Here's what I've started recommending to clients after 47 rush orders in the last quarter alone. It's not rocket science, but it flips the priority.

Phase 1: Pre-Qualify the Detailing Team, Not Just the Price. Before you sign the PO for beam and column fabrication, demand to see the shop drawing schedule. Ask: 'Who is your senior detailer on this project? How many combined years of experience do they have with bridge steel fabricators projects?' A senior detailer who has seen 200 different connection types will catch the 3/8-inch error before it becomes an RFI.

Phase 2: The 3-Day Drawing Lock. I should add that we require 100% of shop drawings to be submitted for approval within 3 days of the PO. Not 2 weeks. 3 days. If the fabricator can't do that, it's a red flag that their detailing is a bottleneck. We force this by writing a 48-hour review period into the contract. The client's engineer must respond within 48 hours. This creates a sense of urgency on both sides.

Phase 3: Build a Buffer in the Right Place. Everyone builds a buffer in the fabrication schedule. 'We promise steel in 8 weeks, but we plan for 10.' The problem is, that buffer gets eaten by the detailing black hole. Then fabrication has no buffer left. Instead, put the buffer between the drawing approval and the fabrication start. 'We'll finalize drawings in 1 week (not 3). Then we have 7 weeks of fabrication.' If you hit the 1-week target, you have 7 weeks of wiggle room.

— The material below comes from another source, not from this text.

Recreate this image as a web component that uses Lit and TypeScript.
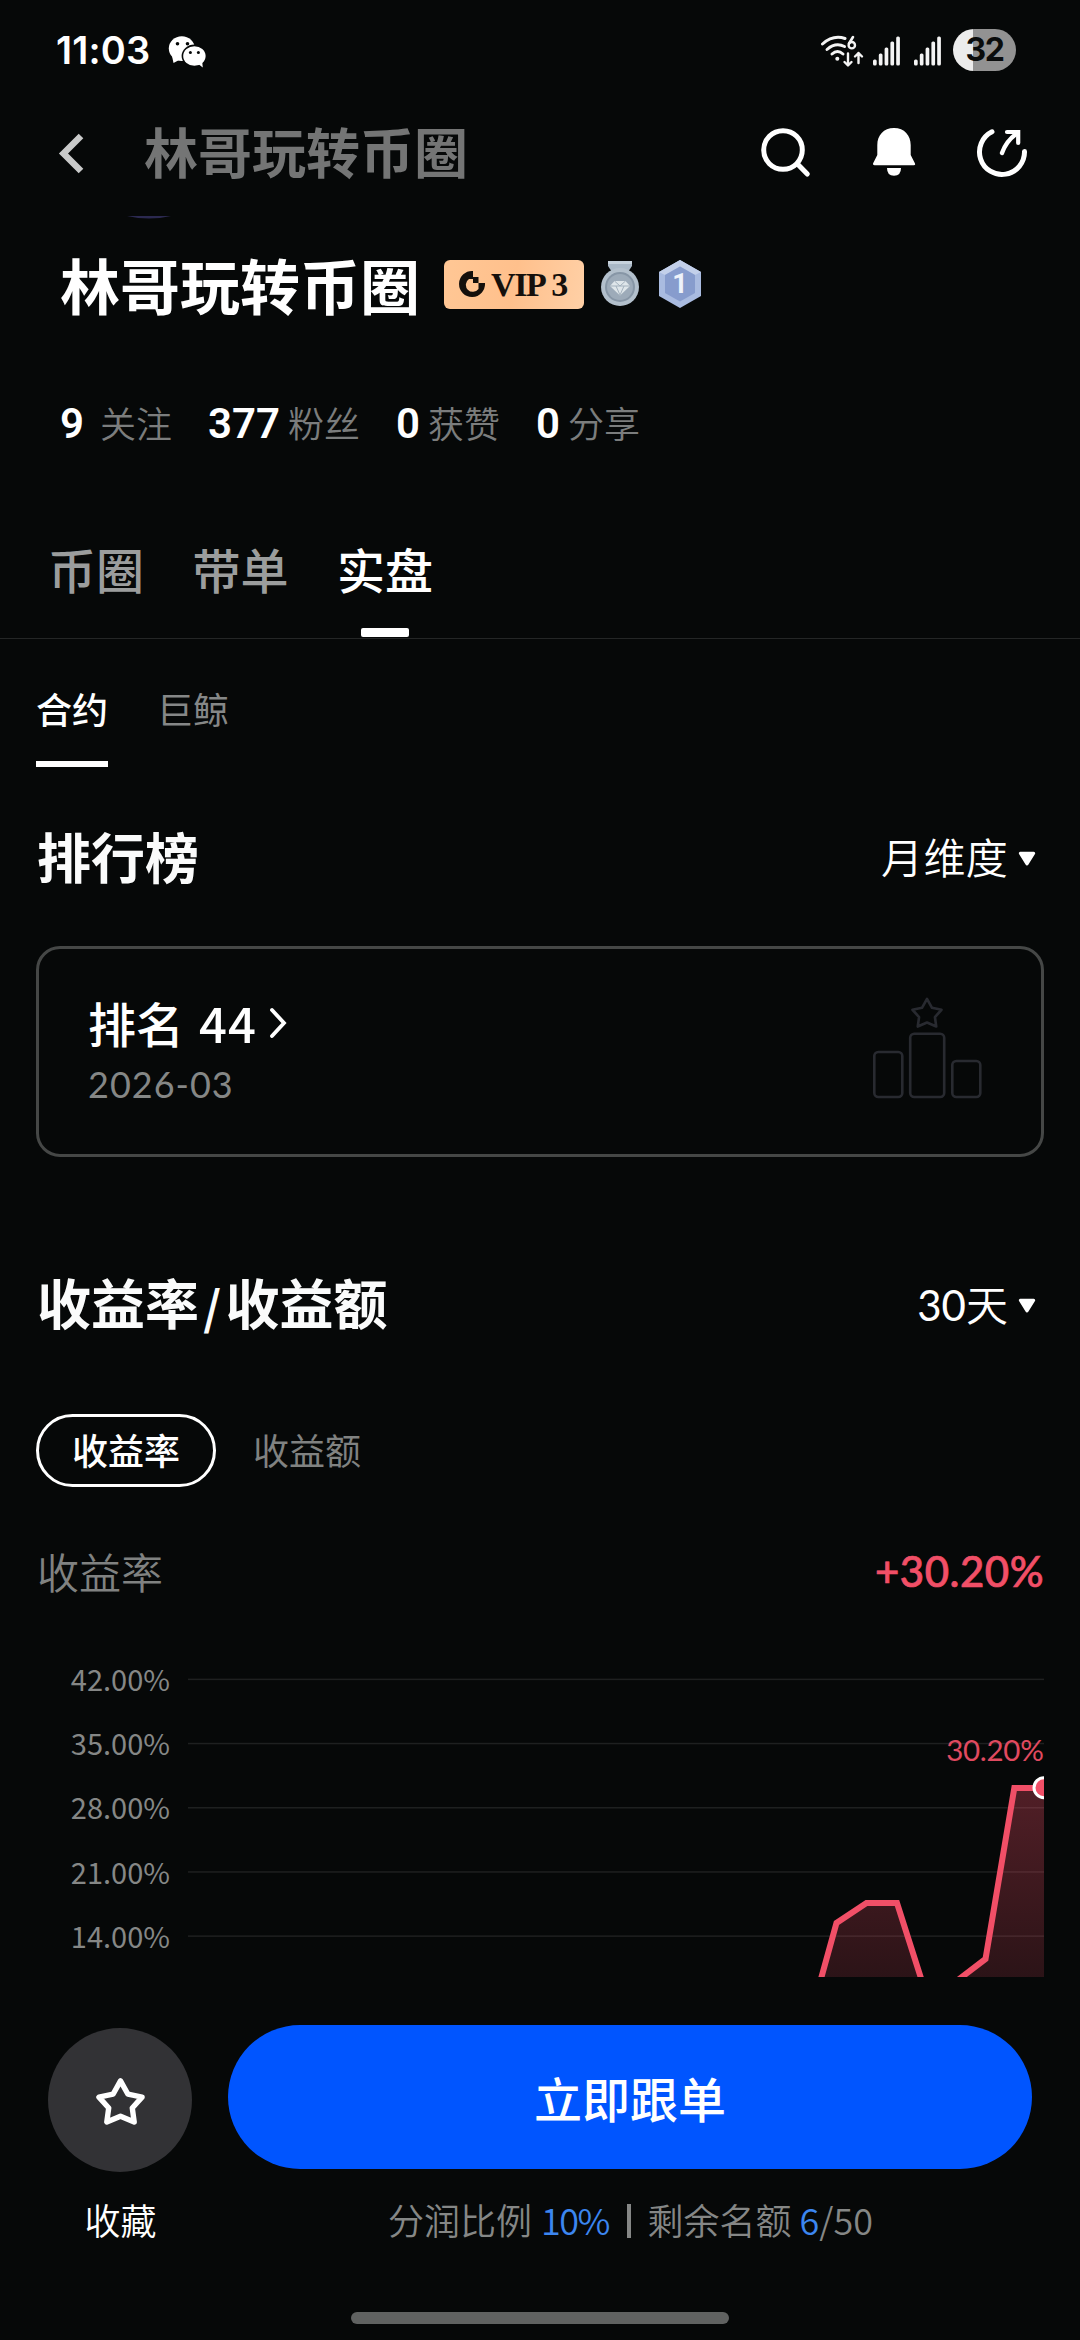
import { LitElement, html, svg, css } from "lit";
import { customElement } from "lit/decorators.js";

const starPath = "M25 5 L32.6 18.6 L47 21.6 L37 32.6 L39 47 L25 41 L11 47 L13 32.6 L3 21.6 L17.4 18.6 Z";

const signal = () => html`
  <svg class="signal" viewBox="0 0 28 30">
    ${[6, 12, 18, 24, 29].map(
      (h, i) => svg`<rect x=${i * 5.8} y=${29.5 - h} width="3.7" height=${h} rx="1.5" fill="#f4f4f4"></rect>`
    )}
  </svg>
`;

const caret = () => html`
  <svg class="caret" viewBox="0 0 18 16">
    <path d="M2.3 2.2 H15.7 L9 13 Z" fill="#fff" stroke="#fff" stroke-width="3" stroke-linejoin="round" />
  </svg>
`;

@customElement("status-bar")
class StatusBar extends LitElement {
  static styles = css`
    :host { display: flex; align-items: center; height: 100px; padding: 0 64px 0 56px; box-sizing: border-box; }
    .time { font: 600 38px/44px Inter, "Noto Sans CJK SC", sans-serif; color: #fff; letter-spacing: 0.2px; width: 112px; }
    .wechat { width: 38px; height: 34px; margin-top: 3px; }
    .right { margin-left: auto; display: flex; align-items: center; }
    .wifi { width: 44px; height: 34px; margin-right: 9px; margin-top: 3px; }
    .signal { width: 28px; height: 30px; margin-right: 13px; margin-top: 2px; }
    .battery {
      width: 63px; height: 42px; border-radius: 21px; margin-left: -2px;
      background: linear-gradient(90deg, #ececec 20px, #929292 20px);
      font: 700 32px/42px Inter, "Noto Sans CJK SC", sans-serif; color: #0a0c0c; text-align: center; letter-spacing: -1.5px;
    }
  `;
  render() {
    return html`
      <div class="time">11:03</div>
      <svg class="wechat" viewBox="168 35 38 34">
        <ellipse cx="181.8" cy="48.6" rx="13" ry="12.4" fill="#fff" />
        <path d="M172 56 L173.5 63 L181 59 Z" fill="#fff" />
        <ellipse cx="194.4" cy="56" rx="12.8" ry="11.4" fill="#060808" />
        <ellipse cx="194.4" cy="56" rx="11.2" ry="9.8" fill="#fff" />
        <path d="M197 63 L202.8 67.5 L202 60 Z" fill="#fff" />
        <circle cx="177.5" cy="43.8" r="1.8" fill="#060808" /><circle cx="187.5" cy="43.8" r="1.8" fill="#060808" />
        <circle cx="190.4" cy="52.4" r="1.5" fill="#060808" /><circle cx="198.4" cy="52.4" r="1.5" fill="#060808" />
      </svg>
      <div class="right">
        <svg class="wifi" viewBox="819 35 44 34" fill="none" stroke="#f4f4f4" stroke-linecap="round">
          <path d="M821.5 44 Q832 34.5 844 38.5" stroke-width="3" />
          <path d="M826 49.5 Q834.5 42 843.5 46.5" stroke-width="3" />
          <path d="M831 54 Q836.5 49 842 54" stroke-width="3" />
          <circle cx="836.3" cy="58.7" r="2" fill="#f4f4f4" stroke="none" />
          <circle cx="850.8" cy="45.2" r="3.2" stroke-width="2.4" />
          <path d="M852 37 L848 43.5" stroke-width="2.6" />
          <path d="M847 53.5 V65 M843.5 62 L847 65.5 L850.5 62" stroke-width="2.4" stroke-linejoin="round" />
          <path d="M857.5 63 V53 M854 56.5 L857.5 53 L861 56.5" stroke-width="2.4" stroke-linejoin="round" />
        </svg>
        ${signal()}${signal()}
        <div class="battery">32</div>
      </div>
    `;
  }
}

@customElement("nav-header")
class NavHeader extends LitElement {
  static styles = css`
    :host { display: flex; align-items: center; height: 104px; padding: 0 50px 0 56px; box-sizing: border-box; }
    .back { width: 30px; height: 44px; margin-top: 3px; }
    .title { margin: -2px 0 0 58px; font: 700 54px/60px "Noto Sans CJK SC", sans-serif; color: #747575; }
    .actions { margin-left: auto; display: flex; gap: 52px; }
    .icon { width: 56px; height: 56px; }
  `;
  render() {
    return html`
      <svg class="back" viewBox="56 132 30 44" fill="none" stroke="#c9caca" stroke-width="6.5">
        <path d="M81 136 L63.5 153.5 L81 171" />
      </svg>
      <div class="title">林哥玩转币圈</div>
      <div class="actions">
        <svg class="icon" viewBox="758 124 56 56" fill="none" stroke="#fff" stroke-width="5" stroke-linecap="round">
          <circle cx="783" cy="150" r="19.3" /><path d="M797.5 164 L807.3 174" />
        </svg>
        <svg class="icon" viewBox="866 124 56 56" fill="#fff">
          <path d="M894 128 C883.5 128 877.3 135.5 877.3 145 V155 L873 163.5 Q872.6 165.3 874.5 165.3 H914 Q915.8 165.3 915 163.5 L910.7 155 V145 C910.7 135.5 904.5 128 894 128 Z" />
          <path d="M887 168 H901 Q901 175.8 894 175.8 Q887 175.8 887 168 Z" />
        </svg>
        <svg class="icon" viewBox="974 124 56 56" fill="none" stroke="#fff" stroke-width="5" stroke-linecap="round" stroke-linejoin="round">
          <path d="M992 131.8 A22.5 22.5 0 1 0 1024.5 151.5" />
          <path d="M1002 153 Q1006 141.500 1016 134" stroke-width="4.4" />
          <path d="M1007 132 H1018.2 V143" stroke-width="4.2" stroke-linejoin="miter" />
        </svg>
      </div>
    `;
  }
}

@customElement("profile-summary")
class ProfileSummary extends LitElement {
  static styles = css`
    :host { display: flex; flex-direction: column; font-family: "Noto Sans CJK SC", sans-serif; }
    .sliver { width: 44px; height: 3px; margin: 12px 0 35px 127px; }
    .name-row { display: flex; align-items: center; height: 60px; padding-left: 60px; }
    .name { font-size: 60px; line-height: 60px; font-weight: 700; color: #fff; margin-top: -1px; }
    .vip {
      display: flex; align-items: center; box-sizing: border-box; width: 140px; height: 49px; margin-left: 24px; padding-left: 14px;
      border-radius: 6px; background: linear-gradient(100deg, #ffc795, #ffc08c 50%, #ffd0a6);
      font: 700 34px/49px "Liberation Serif", serif; color: #15100c; letter-spacing: -1.4px;
    }
    .mark { width: 28px; height: 28px; margin-right: 5px; }
    .level { margin-left: 6px; }
    .medal { width: 40px; height: 48px; margin-left: 16px; }
    .hex { width: 44px; height: 50px; margin-left: 18px; }
    .stats { display: flex; align-items: center; gap: 36px; height: 48px; margin-top: 84px; padding-left: 60px; }
    .stat { display: flex; align-items: center; gap: 8px; }
    .wide { gap: 16px; }
    .count { font: 600 42px/48px Roboto, sans-serif; color: #fff; margin-top: 4px; }
    .label { font-size: 36px; line-height: 48px; font-weight: 350; color: #7b7d7d; }
  `;
  render() {
    const stats: [string, string][] = [["9", "关注"], ["377", "粉丝"], ["0", "获赞"], ["0", "分享"]];
    return html`
      <svg class="sliver" viewBox="0 0 44 3"><path d="M0 0 H44 Q22 5 0 0 Z" fill="#2b2950" /></svg>
      <div class="name-row">
        <div class="name">林哥玩转币圈</div>
        <div class="vip">
          <svg class="mark" viewBox="0 0 28 28">
            <path d="M15 1 A13 13 0 1 0 27 13 H20.500 V19 A7 7 0 1 1 11 9 H15 Z" fill="#15100c" />
            <path d="M15 7 H20.500 V13 H15 Z" fill="#15100c" />
          </svg>
          VIP<span class="level">3</span>
        </div>
        <svg class="medal" viewBox="0 0 40 48">
          <path d="M8 1 H32 V6 L28 12 H12 L8 6 Z" fill="#a9b8c6" />
          <path d="M8 1 H32 V4 H8 Z" fill="#c6d2dc" />
          <circle cx="20" cy="27" r="19" fill="#b3c0cc" />
          <circle cx="20" cy="27" r="15" fill="#8796a6" />
          <circle cx="20" cy="27" r="13" fill="#9dabb9" />
          <path d="M14.500 21 H25.500 L30 26 L20 35.500 L10 26 Z" fill="#dfe6ea" />
          <path d="M10 26 H30 M14.500 21 L20 26 L25.500 21 M16 26 L20 35 L24 26" stroke="#a3b1bd" stroke-width="1" fill="none" />
        </svg>
        <svg class="hex" viewBox="0 0 44 50">
          <path d="M22 1 L43 13 V37 L22 49 L1 37 V13 Z" fill="#a9bbe0" />
          <path d="M22 1 L43 13 L37 16 L22 7.500 L7 16 L1 13 Z" fill="#c3d0ea" />
          <path d="M22 7.500 L37 16 V34 L22 42.500 L7 34 V16 Z" fill="#879ccd" />
          <text x="22" y="34" text-anchor="middle" font-family="Roboto, sans-serif" font-weight="700" font-size="27" fill="#eef2fa">1</text>
        </svg>
      </div>
      <div class="stats">
        ${stats.map(
          ([n, l], i) => html`<div class="stat ${i === 0 ? "wide" : ""}"><span class="count">${n}</span><span class="label">${l}</span></div>`
        )}
      </div>
    `;
  }
}

@customElement("profile-tabs")
class ProfileTabs extends LitElement {
  static styles = css`
    :host { display: block; font-family: "Noto Sans CJK SC", sans-serif; }
    .tabs { display: flex; gap: 48.5px; height: 98px; margin-top: 94px; padding-left: 48px; border-bottom: 1px solid #242626; }
    .tab { display: flex; flex-direction: column; align-items: center; justify-content: space-between; font-size: 48px; line-height: 56px; font-weight: 500; color: #9b9d9d; }
    .tab.on { color: #fff; }
    .dash { width: 48px; height: 9px; border-radius: 2px; background: #fff; margin-bottom: 1px; }
    .subtabs { display: flex; gap: 49px; margin-top: 51px; padding-left: 36px; height: 77px; }
    .sub { display: flex; flex-direction: column; justify-content: space-between; font-size: 36px; line-height: 37px; color: #858787; }
    .sub.on { color: #fff; font-weight: 500; }
    .line { height: 6.5px; background: #fff; }
  `;
  render() {
    return html`
      <div class="tabs">
        <div class="tab">币圈</div>
        <div class="tab">带单</div>
        <div class="tab on">实盘<div class="dash"></div></div>
      </div>
      <div class="subtabs">
        <div class="sub on">合约<div class="line"></div></div>
        <div class="sub">巨鲸</div>
      </div>
    `;
  }
}

@customElement("rank-section")
class RankSection extends LitElement {
  static styles = css`
    :host { display: block; padding: 0 36px; font-family: "Noto Sans CJK SC", sans-serif; }
    .head { display: flex; align-items: center; justify-content: space-between; height: 54px; margin-top: 61px; }
    .title { font-size: 54px; line-height: 54px; font-weight: 700; color: #fafbfb; margin: 2px 0 0 1px; }
    .select { display: flex; align-items: center; gap: 10px; font-size: 42px; line-height: 54px; font-weight: 350; letter-spacing: 0.3px; color: #fff; margin: 2px 8px 0 0; }
    .caret { width: 18px; height: 16px; margin-top: 5px; }
    .card { display: flex; align-items: center; justify-content: space-between; box-sizing: border-box; height: 211px; margin-top: 64px; padding: 0 59px 0 49px; border: 3px solid #454746; border-radius: 24px; }
    .rank { display: flex; align-items: center; font-size: 48px; line-height: 56px; font-weight: 500; color: #fff; margin-top: -4px; }
    .num { font-size: 49px; letter-spacing: 1px; margin-left: 15px; }
    .go { width: 20px; height: 34px; margin: 3px 0 0 11px; }
    .date { font: 400 36px/44px Lato, sans-serif; letter-spacing: 1px; color: #858786; margin-top: 12px; }
    .podium { width: 110px; height: 104px; margin-top: -7px; }
  `;
  render() {
    return html`
      <div class="head">
        <div class="title">排行榜</div>
        <div class="select">月维度${caret()}</div>
      </div>
      <div class="card">
        <div>
          <div class="rank">排名<span class="num">44</span>
            <svg class="go" viewBox="0 0 20 34"><path d="M4 4 L16 17 L4 30" fill="none" stroke="#fff" stroke-width="3.8" stroke-linecap="round" /></svg>
          </div>
          <div class="date">2026-03</div>
        </div>
        <svg class="podium" viewBox="872 997 110 104" fill="none" stroke="#282a30" stroke-width="2.6" stroke-linejoin="round">
          <rect x="874.3" y="1053" width="28" height="45" rx="4" />
          <rect x="910.2" y="1034.7" width="34" height="63.300" rx="4" />
          <rect x="952.3" y="1062" width="28" height="36" rx="4" />
          <g transform="translate(910.500 996.500) scale(.66)"><path d=${starPath} stroke-width="4" /></g>
        </svg>
      </div>
    `;
  }
}

@customElement("yield-section")
class YieldSection extends LitElement {
  static styles = css`
    :host { display: block; padding: 0 36px; font-family: "Noto Sans CJK SC", sans-serif; }
    .head { display: flex; align-items: center; justify-content: space-between; height: 54px; margin-top: 118px; }
    .title { font-size: 54px; line-height: 54px; font-weight: 700; color: #fafbfb; margin: 2px 0 0 1px; }
    .slash { display: inline-block; width: 26.4px; text-align: center; font-size: 46px; }
    .select { display: flex; align-items: center; font-size: 42px; line-height: 54px; font-weight: 350; color: #fff; margin: 2px 8px 0 0; }
    .days { font-family: Lato, sans-serif; font-weight: 400; margin-top: 4px; }
    .caret { width: 18px; height: 16px; margin: 5px 0 0 10px; }
    .pills { display: flex; align-items: center; gap: 36px; margin-top: 85px; height: 73px; }
    .pill { box-sizing: border-box; width: 180px; height: 73px; border: 3px solid #fff; border-radius: 37px; font-size: 36px; line-height: 64px; font-weight: 500; color: #fff; text-align: center; }
    .plain { font-size: 36px; line-height: 70px; color: #808281; margin-top: -3px; margin-left: 1px; }
    .metric { display: flex; align-items: center; justify-content: space-between; height: 48px; margin-top: 60px; }
    .name { font-size: 42px; line-height: 48px; font-weight: 350; color: #808281; margin-left: 1px; }
    .value { font: 500 42px/48px Lato, sans-serif; letter-spacing: 0.5px; color: #f14f67; -webkit-text-stroke: 0.7px #f14f67; }
    .chart { display: flex; justify-content: space-between; height: 318px; margin-top: 64px; }
    .axis { display: flex; flex-direction: column; width: 134px; margin-top: -3px; text-align: right; }
    .tick { font-size: 29px; line-height: 44px; margin-bottom: 20.2px; color: #858786; }
    .plot { width: 856px; height: 318px; }
  `;
  render() {
    const ticks = ["42.00%", "35.00%", "28.00%", "21.00%", "14.00%"];
    const left = "806.5,2031 836.5,1923 866.5,1903 897,1903 927,1997";
    const right = "956,1981.5 985.5,1959 1014.3,1788 1044,1788";
    return html`
      <div class="head">
        <div class="title">收益率<span class="slash">/</span>收益额</div>
        <div class="select"><span class="days">30</span>天${caret()}</div>
      </div>
      <div class="pills"><div class="pill">收益率</div><div class="plain">收益额</div></div>
      <div class="metric"><div class="name">收益率</div><div class="value">+30.20%</div></div>
      <div class="chart">
        <div class="axis">${ticks.map((t) => html`<div class="tick">${t}</div>`)}</div>
        <svg class="plot" viewBox="188 1659 856 318">
          <defs>
            <linearGradient id="area" gradientUnits="userSpaceOnUse" x1="0" y1="1788" x2="0" y2="1977">
              <stop offset="0" stop-color="#f14f67" stop-opacity=".32" />
              <stop offset="1" stop-color="#f14f67" stop-opacity=".16" />
            </linearGradient>
          </defs>
          ${ticks.map((_, i) => svg`<rect x="188" y=${1678.6 + i * 64.2} width="856" height="1.5" fill="#1e2020"></rect>`)}
          <polygon points="${left} 927,2040 806.5,2040" fill="url(#area)" />
          <polygon points="${right} 1044,2040 956,2040" fill="url(#area)" />
          <polyline points=${left} fill="none" stroke="#f14f67" stroke-width="6" />
          <polyline points=${right} fill="none" stroke="#f14f67" stroke-width="6" />
          <circle cx="1044" cy="1787.7" r="10" fill="#f14f67" stroke="#fff" stroke-width="3" />
          <text x="1043.5" y="1760.5" text-anchor="end" font-family="Lato, sans-serif" font-size="29.500" letter-spacing="-.3" fill="#e04a60">30.20%</text>
        </svg>
      </div>
    `;
  }
}

@customElement("follow-footer")
class FollowFooter extends LitElement {
  static styles = css`
    :host { display: flex; flex-direction: column; height: 363px; font-family: "Noto Sans CJK SC", sans-serif; }
    .row { display: flex; padding: 48px 48px 0; gap: 36px; }
    .fav { display: flex; flex-direction: column; align-items: center; width: 144px; padding-top: 3px; }
    .disc { display: flex; align-items: center; justify-content: center; width: 144px; height: 144px; border-radius: 72px; background: #323235; }
    .star { width: 49px; height: 49px; }
    .cap { font-size: 36px; line-height: 44px; font-weight: 350; color: #fff; margin: 25px 0 0 1px; }
    .main { flex: 1; display: flex; flex-direction: column; align-items: center; }
    .cta { align-self: stretch; height: 144px; border-radius: 72px; background: #0055ff; color: #fff; text-align: center; font-size: 48px; line-height: 144px; font-weight: 500; }
    .note { display: flex; white-space: pre; font-size: 36px; line-height: 44px; font-weight: 350; color: #858786; margin: 28px 0 0 1px; }
    .blue { color: #3c86f0; }
    .pct { letter-spacing: -1.5px; margin: 0 18px 0 9px; }
    .bar { width: 3.5px; height: 34px; background: #858786; margin: 7px 17px 0 0; }
    .left { margin-left: 8px; }
    .home { width: 378px; height: 12px; border-radius: 6px; background: #606261; margin: auto auto 16px; }
  `;
  render() {
    return html`
      <div class="row">
        <div class="fav">
          <div class="disc">
            <svg class="star" viewBox="0 0 50 50"><path d=${starPath} fill="none" stroke="#fff" stroke-width="5.5" stroke-linejoin="round" /></svg>
          </div>
          <div class="cap">收藏</div>
        </div>
        <div class="main">
          <div class="cta">立即跟单</div>
          <div class="note">分润比例<span class="blue pct">10%</span><span class="bar"></span>剩余名额<span class="blue left">6</span>/50</div>
        </div>
      </div>
      <div class="home"></div>
    `;
  }
}

@customElement("app-root")
class AppRoot extends LitElement {
  static styles = css`
    :host { display: block; width: 1080px; height: 2340px; overflow: hidden; background: #060808; }
    .page { display: flex; flex-direction: column; width: 1080px; height: 2340px; }
  `;
  render() {
    return html`
      <div class="page">
        <status-bar></status-bar>
        <nav-header></nav-header>
        <profile-summary></profile-summary>
        <profile-tabs></profile-tabs>
        <rank-section></rank-section>
        <yield-section></yield-section>
        <follow-footer></follow-footer>
      </div>
    `;
  }
}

Is this the only way? No. But when I'm triaging a rush order for a steel structure factory that needs to be operational for a new product line, fast-tracking the approvals is the only lever that actually works. I can't make a welder weld faster. I can make the engineer answer his email.

The vendor you choose matters less for their welding speed than for their team's ability to find and fix model clashes before anyone touches a plasma cutter. An informed customer asks better questions and makes faster decisions.

Price is what you pay. Time is what you can't get back. Done.